3. TAKE A MASSIVE BABY STEP
. The corporate world has a plethora of names for this: Create an early win, deliver a symbolic victory, and—the favorite—pick the low-hanging fruit. But the problem is that most leaders do this in isolation. They pick a small group to run a pilot, which catches the attention of the management but don’t have the visibility to get the attention of the entire organization. Instead, do it en masse. Make it visible. Create a conference room pilot for a new technology and hold an open house. Win back an important customer through the efforts of a cross-functional task force. Get the entire organization to take a small, first step. But do it together, en masse, so everyone can see the results and start to believe that something great is possible. This belief is what will shift the weight of the organization out onto that high wire.

A GOOD STRETCH

Jimmy Carter said, “If you have a task to perform and are vitally interested in it, excited and challenged by it, then you will exert maximum energy. But in the excitement, the pain of fatigue dissipates, and the exuberance of what you hope to achieve overcomes the weariness.” Our research showed that Multipliers make challenges both provocative and plausible, attracting others to join them and offer their full capability, both intellectually and emotionally. Their approach generates the collective will and stretch needed to undertake the most paramount of challenges.

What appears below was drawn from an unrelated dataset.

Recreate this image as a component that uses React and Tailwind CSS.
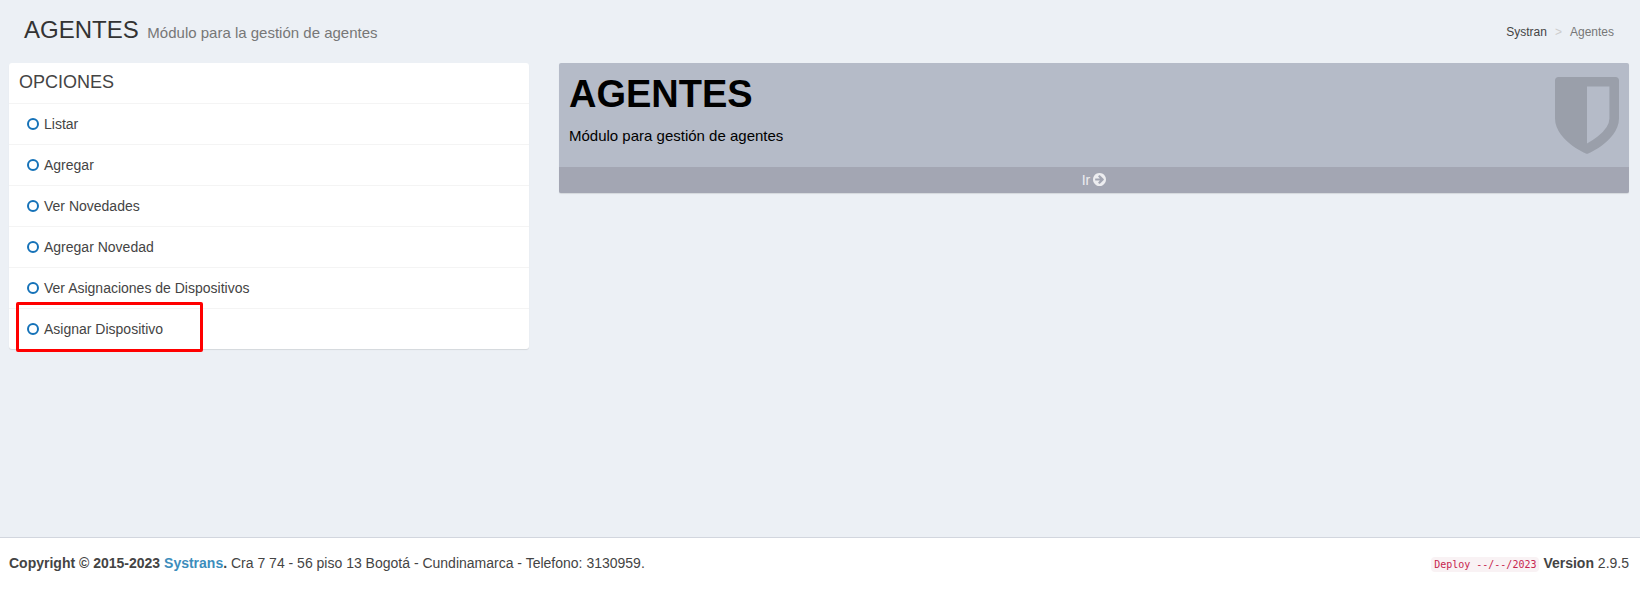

What is this like for the people who are willing to sign up? It is “Exhilarating, exhausting, challenging, gratifying.” This means that Multipliers get contributions from their people that far surpass what they thought they had to give, and it is this concomitant exhilaration that makes people sign up again and again.

 

 

THE MULTIPLIER FORMULA

THE KNOW-IT-ALL VERSUS THE CHALLENGER

KNOW-IT-ALLS
give directives that showcase how much they know. As a result they limit what their organization can achieve to what they themselves know how to do. The organization uses its energy to deduce what the boss thinks.

CHALLENGERS
define opportunities that challenge people to go beyond what they know how to do. As a result they get an organization that understands the challenge and has the focus and energy to take it on.

The Three Practices of the Challenger

1.
Seed the Opportunity

  • Show the need
  • Challenge the assumptions
  • Reframe problems
  • Create a starting point

2.
Lay Down a Challenge

  • Extend a concrete challenge
  • Ask the hard questions
  • Let others fill in the blanks

3.
Generate Belief in What Is Possible

  • Helicopter down
  • Lay out a path
  • Co-create the plan
  • Orchestrate an early win

Becoming a Challenger

  • 1.
    Ask a leading question
  • 2.
    Take a bus trip
  • 3.
    Take a massive baby step

Unexpected Findings

1.
Even when leaders have a clear view of the future, there are advantages to simply seeding the opportunities.

2.
Challengers have full range of motion: they can see and articulate the big thinking and ask the big questions, but they can also connect that to the specific steps needed to create movement.

3.
If you ask people to take on the impossible in the right way, it can actually create more safety than if you ask for something easier.